2014年5月17日土曜日

NHKスペシャル「集団的自衛権を問う」

集団的自衛権の行使容認を進める安倍総理大臣が設置した有識者懇談会「安全保障の法的基盤の再構築に関する懇談会」(安保法制懇)が、昨日15日に、安倍総理大臣に対して報告書を提出。

http://www.kantei.go.jp/jp/singi/anzenhosyou2/

これを受け、安倍総理大臣が当日の夕方、記者会見を行い、イラスト入りのパネル2枚を使って、集団的自衛権の行使容認や海外での自衛隊の活動拡大の必要性を説明し、政府として集団的自衛権の行使を可能とする検討を進めていく意思を表明した。

今日の夜、放映していたNHKスペシャル「集団的自衛権を問う」では、賛成派として、安保法制懇の副座長の北岡伸一教授と、安倍総理の首相補佐官の2名、反対派として、元内閣官房副長官補の柳澤協二氏、中野晃一教授が出演し、議論を交わしていた。

この集団的自衛権について比較的分かりやすい説明をしている北岡教授と柳澤氏の議論が聞きたかったので、興味深いものだった。
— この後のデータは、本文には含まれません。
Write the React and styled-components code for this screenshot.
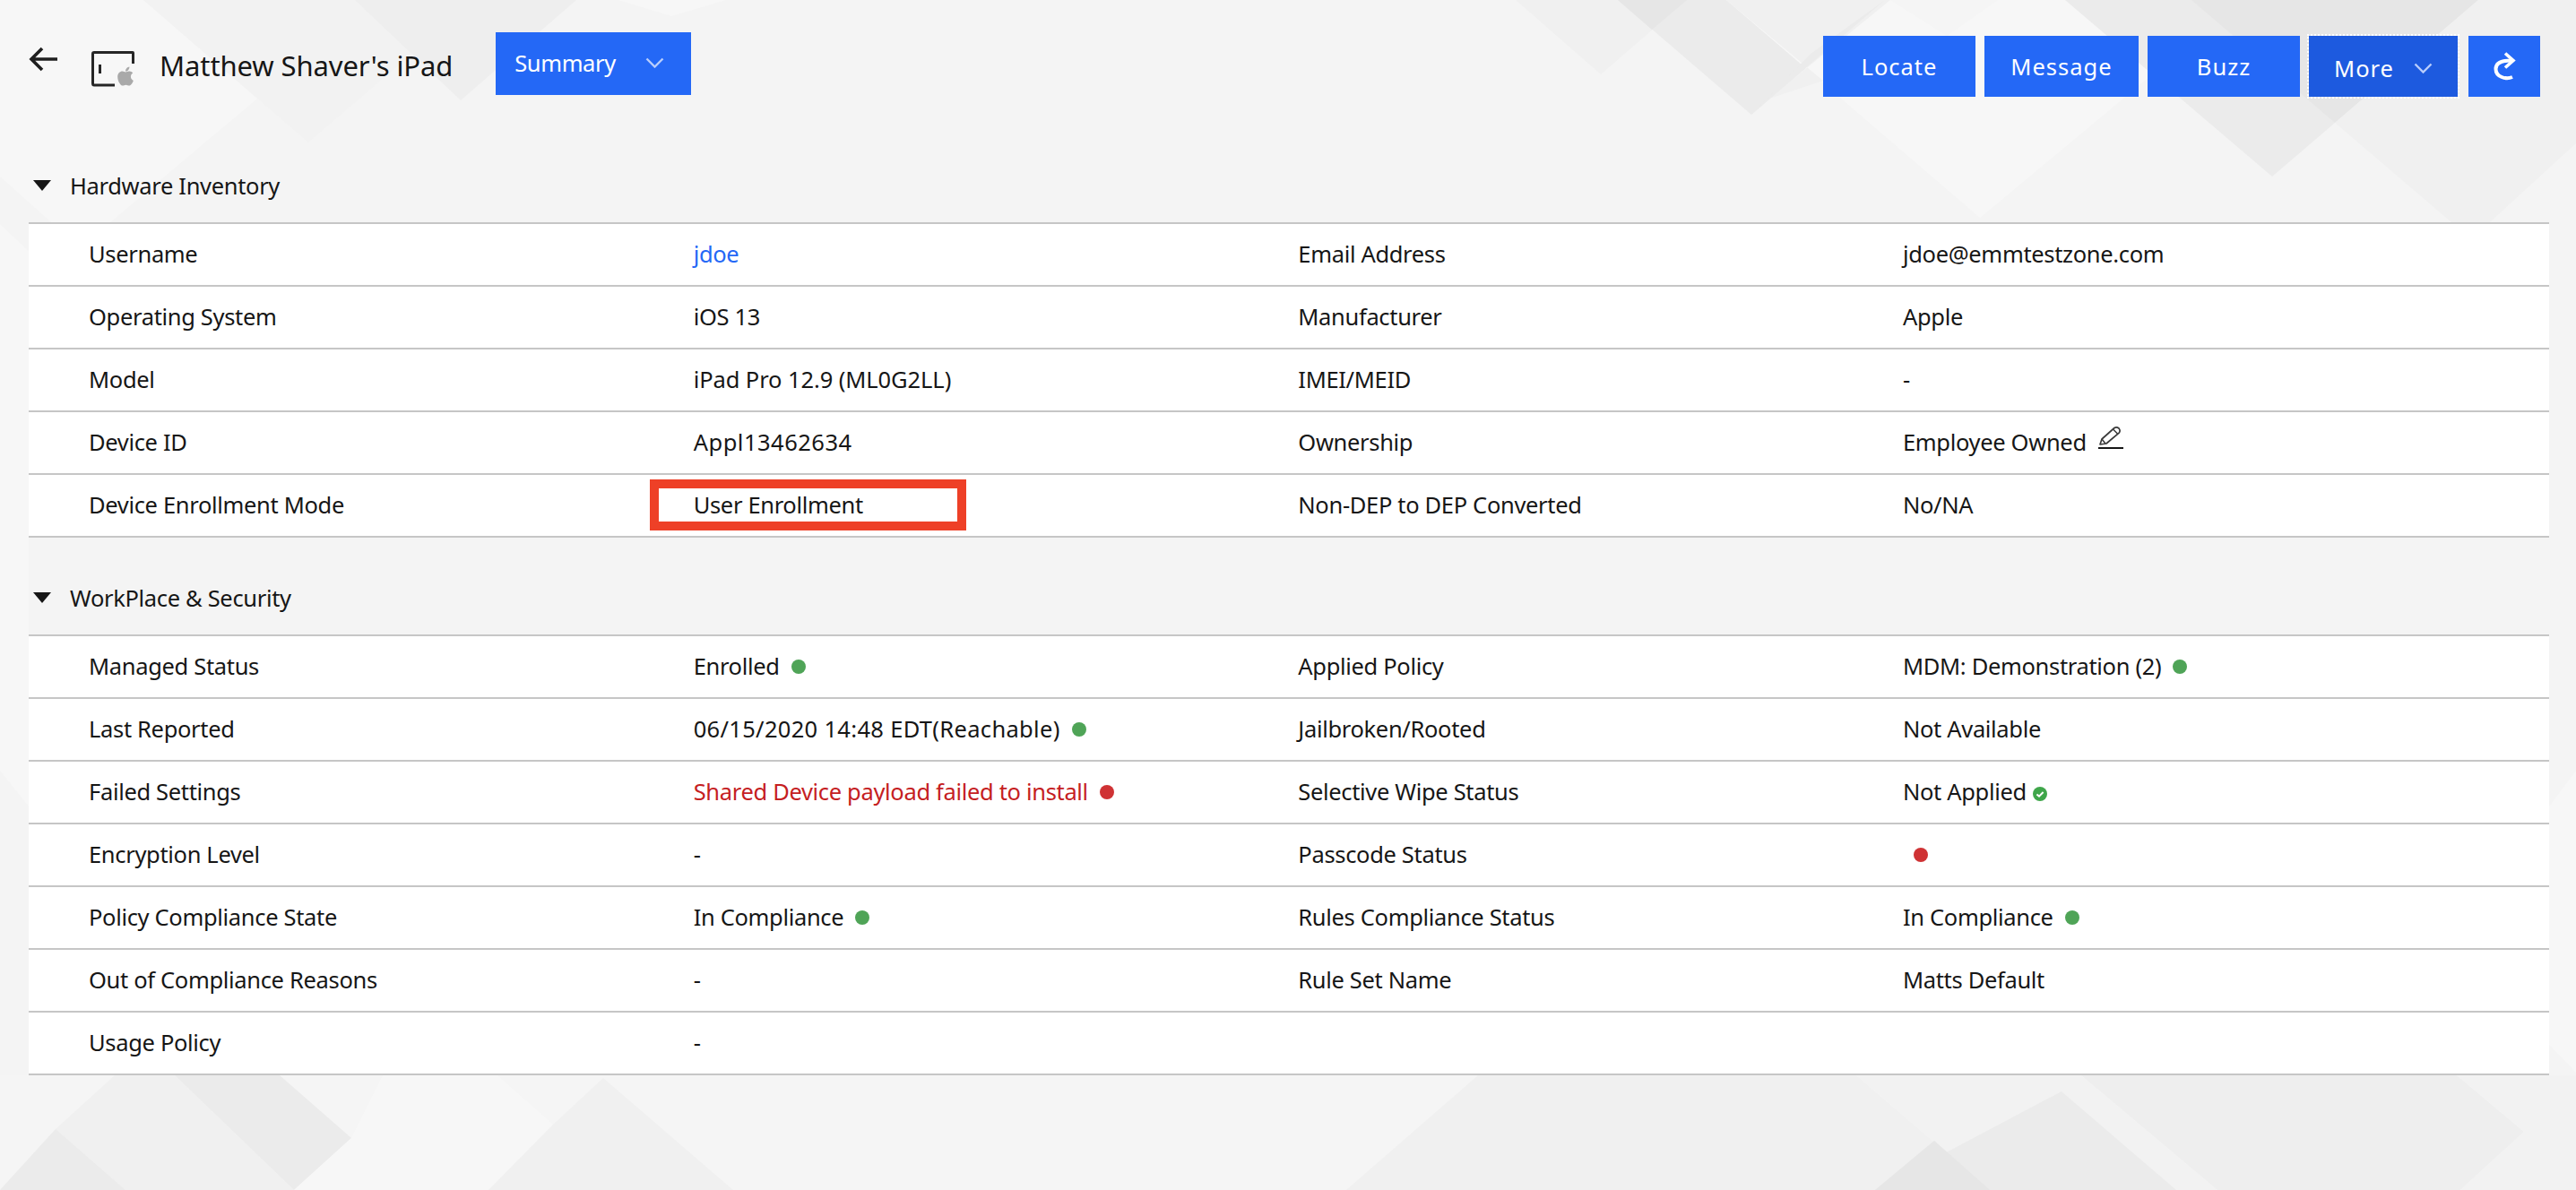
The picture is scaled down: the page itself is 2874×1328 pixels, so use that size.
import React from 'react';
import styled, { createGlobalStyle } from 'styled-components';
import { FaApple } from 'react-icons/fa';

const Global = createGlobalStyle`
  html, body { margin: 0; padding: 0; background: #f4f4f4; }
  body { font-family: "Noto Sans", "Open Sans", sans-serif; color: #161616; }
`;

const Page = styled.div`
  position: relative;
  width: 2874px;
  height: 1328px;
  overflow: hidden;
  background: #f4f4f4;
`;
const Backdrop = styled.svg`
  position: absolute;
  inset: 0;
  width: 100%;
  height: 100%;
`;
const Content = styled.div`
  position: relative;
  display: flex;
  flex-direction: column;
`;
const Header = styled.header`
  display: flex;
  align-items: flex-start;
  height: 180px;
  box-sizing: border-box;
  padding: 36px 40px 0 32px;
`;
const BackIcon = styled.svg`
  width: 32px;
  height: 28px;
  margin-top: 16px;
  flex: none;
`;
const DeviceIcon = styled.svg`
  width: 48px;
  height: 40px;
  margin: 21px 0 0 38px;
  flex: none;
`;
const Title = styled.h1`
  margin: 16px 0 0 28px;
  font-size: 31px;
  line-height: 42px;
  font-weight: 400;
  white-space: nowrap;
  letter-spacing: -0.1px;
`;
const ViewSelect = styled.button`
  display: flex;
  align-items: center;
  justify-content: space-between;
  width: 218px;
  height: 70px;
  margin-left: 48px;
  padding: 0 30px 2px 21px;
  border: 0;
  background: #2468f6;
  color: #fff;
  font: 400 25.5px "Noto Sans", sans-serif;
  letter-spacing: -0.4px;
`;
const Actions = styled.div`
  display: flex;
  gap: 10px;
  margin: 4px 0 0 auto;
`;
const ActionButton = styled.button`
  display: flex;
  align-items: center;
  justify-content: center;
  gap: 22px;
  width: ${p => p.$w}px;
  height: 68px;
  padding: ${p => (p.$focused ? '3px 0 0' : '0')};
  margin-left: ${p => p.$push || 0}px;
  border: 0;
  background: ${p => (p.$focused ? '#1d5adf' : '#2468f6')};
  color: #fff;
  font: 400 25.5px "Noto Sans", sans-serif;
  letter-spacing: 1px;
  outline: ${p => (p.$focused ? '2px dotted #fff' : 'none')};
  outline-offset: 0;
`;
const Chevron = styled.svg`
  width: 21px;
  height: 12px;
  flex: none;
`;
const SectionHead = styled.div`
  display: flex;
  align-items: center;
  gap: 21px;
  height: ${p => (p.$first ? 68 : 108)}px;
  box-sizing: border-box;
  padding: ${p => (p.$first ? 0 : 40)}px 0 14px 37px;
  font-size: 25.5px;
  letter-spacing: -0.33px;
`;
const Caret = styled.span`
  width: 0;
  height: 0;
  border-left: 10px solid transparent;
  border-right: 10px solid transparent;
  border-top: 12px solid #161616;
`;
const Table = styled.div`
  margin: 0 30px 0 32px;
  background: #fff;
  border-top: 2px solid #c6c6c6;
`;
const Row = styled.div`
  display: grid;
  grid-template-columns: repeat(3, 674.67px) 1fr;
  height: 70px;
  box-sizing: border-box;
  padding: 0 0 2px 67px;
  border-bottom: 2px solid #c6c6c6;
  font-size: 25.5px;
  letter-spacing: -0.33px;
`;
const Cell = styled.div`
  position: relative;
  display: flex;
  align-items: center;
  white-space: nowrap;
  color: ${p => p.$color || '#161616'};
`;
const ValueText = styled.span`
  letter-spacing: ${p => p.$track ?? -0.33}px;
`;
const Dot = styled.span`
  width: 16px;
  height: 16px;
  border-radius: 50%;
  flex: none;
  margin: 2px 0 0 ${p => p.$gap ?? 13}px;
  background: ${p => (p.$red ? '#cf3234' : '#4fa457')};
`;
const CheckBadge = styled.svg`
  width: 16px;
  height: 16px;
  flex: none;
  margin: 6px 0 0 7px;
`;
const EditIcon = styled.svg`
  width: 28px;
  height: 26px;
  flex: none;
  margin: -10px 0 0 13px;
`;
const Callout = styled.div`
  position: absolute;
  left: -49px;
  top: 5px;
  width: 353px;
  height: 57px;
  box-sizing: border-box;
  border: 10px solid #ee4027;
`;

const tones = { a: '#f7f7f7', b: '#f2f2f2', c: '#eeeeee', d: '#ebebeb', e: '#e6e6e6', f: '#f0f0f0', g: '#f5f5f5' };
const shapes = [
  ['a', '0,0 160,0 287,110 123,248 57,248 0,197'],
  ['b', '160,0 530,0 344,159'],
  ['c', '396,0 643,0 514,112'],
  ['a', '690,0 810,0 749,18'],
  ['f', '1691,0 1882,0 1786,83'],
  ['d', '1805,0 2103,0 1954,128'],
  ['e', '1805,0 1882,0 1843,33'],
  ['a', '1926,0 2501,0 2209,243'],
  ['f', '1926,0 2109,0 1974,110 2034,90'],
  ['d', '1954,128 2103,0 2020,60'],
  ['g', '2109,0 2229,0 2172,40'],
  ['d', '2304,0 2765,0 2535,197'],
  ['e', '2445,0 2765,0 2605,137'],
  ['f', '2765,0 2874,0 2874,160 2778,248 2735,248 2605,137'],
  ['a', '0,250 32,280 32,900 0,860'],
  ['a', '2844,900 2874,860 2874,1197 2844,1166'],
  ['g', '0,1200 2874,1200 2874,1328 0,1328'],
  ['f', '128,1200 195,1200 328,1328 140,1328 62,1260'],
  ['d', '195,1200 312,1200 392,1270 328,1328'],
  ['d', '62,1260 140,1328 0,1328'],
  ['a', '427,1200 555,1200 617,1255 545,1328 328,1328 392,1270'],
  ['f', '673,1203 818,1328 545,1328 617,1255'],
  ['f', '1649,1200 2071,1200 2220,1328 1502,1328'],
  ['b', '2071,1200 2322,1200 2474,1328 2220,1328'],
  ['d', '2300,1218 2428,1328 2092,1328'],
  ['e', '2158,1273 2220,1328 2092,1328'],
  ['c', '2322,1200 2741,1200 2816,1263 2745,1328 2474,1328'],
  ['b', '2741,1200 2874,1200 2874,1328 2745,1328 2816,1263'],
];

const ChevronDown = ({ tone = '#b9cdfb' }) => (
  <Chevron viewBox="0 0 21 12" fill="none">
    <path d="M1.5 1.5 L10.5 10.5 L19.5 1.5" stroke={tone} strokeWidth="2.4" />
  </Chevron>
);

const Pencil = () => (
  <EditIcon viewBox="0 0 28 26" fill="none" stroke="#3a3a3a">
    <path d="M0 25 H28" strokeWidth="2" stroke="#161616" />
    <path d="M2 21 L4 15 L18 2.5 Q20.5 0.8 23 3 Q25 5.5 23.4 7.8 L9 20 Z" strokeWidth="1.7" strokeLinejoin="round" />
    <path d="M16.5 4 L21.5 9 M4 15 L8 20" strokeWidth="1.5" />
  </EditIcon>
);

const Check = () => (
  <CheckBadge viewBox="0 0 16 16">
    <circle cx="8" cy="8" r="8" fill="#3fa64a" />
    <path d="M4.4 8.4 L7 10.6 L11.6 6" fill="none" stroke="#fff" strokeWidth="2" />
  </CheckBadge>
);

const hardware = [
  ['Username', { t: 'jdoe', color: '#2468f6' }, 'Email Address', { t: 'jdoe@emmtestzone.com' }],
  ['Operating System', { t: 'iOS 13' }, 'Manufacturer', { t: 'Apple' }],
  ['Model', { t: 'iPad Pro 12.9 (ML0G2LL)', track: -0.09 }, 'IMEI/MEID', { t: '-' }],
  ['Device ID', { t: 'Appl13462634', track: 0.5 }, 'Ownership', { t: 'Employee Owned', edit: true }],
  ['Device Enrollment Mode', { t: 'User Enrollment', callout: true }, 'Non-DEP to DEP Converted', { t: 'No/NA' }],
];
const security = [
  ['Managed Status', { t: 'Enrolled', dot: 'green' }, 'Applied Policy', { t: 'MDM: Demonstration (2)', dot: 'green' }],
  ['Last Reported', { t: '06/15/2020 14:48 EDT(Reachable)', track: 0.32, dot: 'green' }, 'Jailbroken/Rooted', { t: 'Not Available' }],
  ['Failed Settings', { t: 'Shared Device payload failed to install', color: '#c5201f', dot: 'red' }, 'Selective Wipe Status', { t: 'Not Applied', check: true }],
  ['Encryption Level', { t: '-' }, 'Passcode Status', { t: '', dot: 'red' }],
  ['Policy Compliance State', { t: 'In Compliance', dot: 'green' }, 'Rules Compliance Status', { t: 'In Compliance', dot: 'green' }],
  ['Out of Compliance Reasons', { t: '-' }, 'Rule Set Name', { t: 'Matts Default' }],
  ['Usage Policy', { t: '-' }, '', { t: '' }],
];

const Value = ({ v }) => (
  <Cell $color={v.color}>
    {v.callout && <Callout />}
    {v.t && <ValueText $track={v.track}>{v.t}</ValueText>}
    {v.dot && <Dot $red={v.dot === 'red'} $gap={v.t ? undefined : 12} />}
    {v.check && <Check />}
    {v.edit && <Pencil />}
  </Cell>
);

const Section = ({ title, rows, first }) => (
  <section>
    <SectionHead $first={first}>
      <Caret />
      {title}
    </SectionHead>
    <Table>
      {rows.map(r => (
        <Row key={r[0]}>
          <Cell>{r[0]}</Cell>
          <Value v={r[1]} />
          <Cell>{r[2]}</Cell>
          <Value v={r[3]} />
        </Row>
      ))}
    </Table>
  </section>
);

export default function App() {
  return (
    <Page>
      <Global />
      <Backdrop viewBox="0 0 2874 1328" aria-hidden="true">
        {shapes.map(([tone, points]) => (
          <polygon key={points} points={points} fill={tones[tone]} />
        ))}
      </Backdrop>
      <Content>
        <Header>
          <BackIcon viewBox="0 0 32 28" fill="none" stroke="#1f1f1f" strokeWidth="3.6">
            <path d="M32 14 H3 M15 2 L3 14 L15 26" />
          </BackIcon>
          <DeviceIcon viewBox="0 0 48 40" fill="none">
            <path d="M46.5 14 V2 Q46.5 1.5 46 1.5 H3 Q1.5 1.5 1.5 3 V36 Q1.5 38 3 38 H26" stroke="#262626" strokeWidth="3" />
            <path d="M9.5 15 V25" stroke="#262626" strokeWidth="3" />
            <FaApple x={26} y={16} size={24} color="#a9a9a9" />
          </DeviceIcon>
          <Title>Matthew Shaver's iPad</Title>
          <ViewSelect>
            Summary
            <ChevronDown />
          </ViewSelect>
          <Actions>
            <ActionButton $w={170}>Locate</ActionButton>
            <ActionButton $w={172}>Message</ActionButton>
            <ActionButton $w={170}>Buzz</ActionButton>
            <ActionButton $w={166} $focused>
              More
              <ChevronDown />
            </ActionButton>
            <ActionButton $w={80} $push={2} aria-label="Refresh">
              <svg width="26" height="32" viewBox="0 0 26 32" fill="none" stroke="#fff">
                <path d="M14 1.5 L23 9.5 L14 17.5" strokeWidth="3.6" />
                <path d="M22 28 C15 31 3.5 28 3.5 19 C3.5 13 9 9.5 21 9.5" strokeWidth="4" />
              </svg>
            </ActionButton>
          </Actions>
        </Header>
        <Section first title="Hardware Inventory" rows={hardware} />
        <Section title="WorkPlace & Security" rows={security} />
      </Content>
    </Page>
  );
}
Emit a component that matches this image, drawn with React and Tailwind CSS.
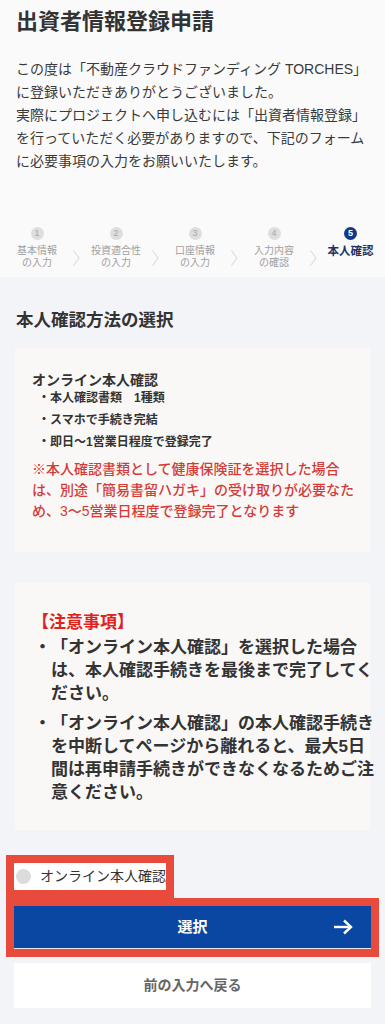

面白かったのは、安倍総理がイラスト入りのパネルを使って特に熱心に説明していた「周辺有事の際に在外邦人を輸送する米軍艦船の防護」について、柳澤氏が集団的自衛権の行使を用いなくても、法制度を変更すれば個別的自衛権の枠組みの中でも対応可能ではないかと考えを述べたのに対し、北岡教授もそれが可能であることをあっさりと認めたことだ。

「日本人自身が攻撃を受けていなければ、日本人が乗っているこの米国の船を日本の自衛隊は守ることができない。これが憲法の現在の解釈です。」と強調していた安倍総理大臣と安保法制懇の主要メンバーである北岡教授の考えに相違があることを、他の発言でも随所に感じた。

もう一つ挙げると、このパネルで安倍総理が「まさに紛争国から逃れようとしているお父さんやお母さんや、おじいさんやおばあさん、子供たち…」と情緒的に国民に訴えていたことに対し、中野教授は、このパネルの後に、必ずハッピーエンドがある訳ではなく、むしろ、米艦船を防護した日本が、他国から反撃を受け、それに対してさらに応酬し、戦争に巻き込まれる蓋然性も高いこと、そして、日本人の命を守らなければならないと主張するならば、このようなリスクもきちんと説明すべきであると指摘していたことだ。

結局、集団的自衛権の本質が、自国が攻撃されていないのに、同盟国が他国から攻撃された場合などに、当該他国へ反撃できるようにするということなのだから、日本が他国と交戦状態に陥る可能性は、これまでより高まることは間違いないと言っていいだろう。

これは、やはり現在の枠組みである個別的自衛権(専守防衛)という方針とはまるで違うものだ。
歴代政権が、集団的自衛権の行使が憲法上認められないと判断していたのは妥当な見解だったのではないだろうか。

賛成派からは、集団的自衛権の行使ありきではなく、抑止力としてあくまでカードを多く持っておくことの意義を主張していたが、実際に行使できる状態になる以上、時の政府の判断により、そのカードを行使したとしても、われわれ国民としては文句は言えないことになるだろう。

安倍総理大臣の記者会見では、集団的自衛権のメリットばかり説明していたが、自衛隊が攻撃され死傷者も出る恐れもある。日本も第三国から攻撃される恐れもあるというデメリットもきちんと説明しておくのが理想的だったと思う。

ただ、国民にこのように安全保障を考えさせる契機を与えてくれたという意味では、安倍総理のおかげと言えなくもない。

これから日本が国際社会に果たしていく役割を踏まえ、集団的自衛権の行使容認が必要ということであれば、やはり、堂々と憲法改正の手続きをとり、国民の同意をとることが妥当な判断だと思う。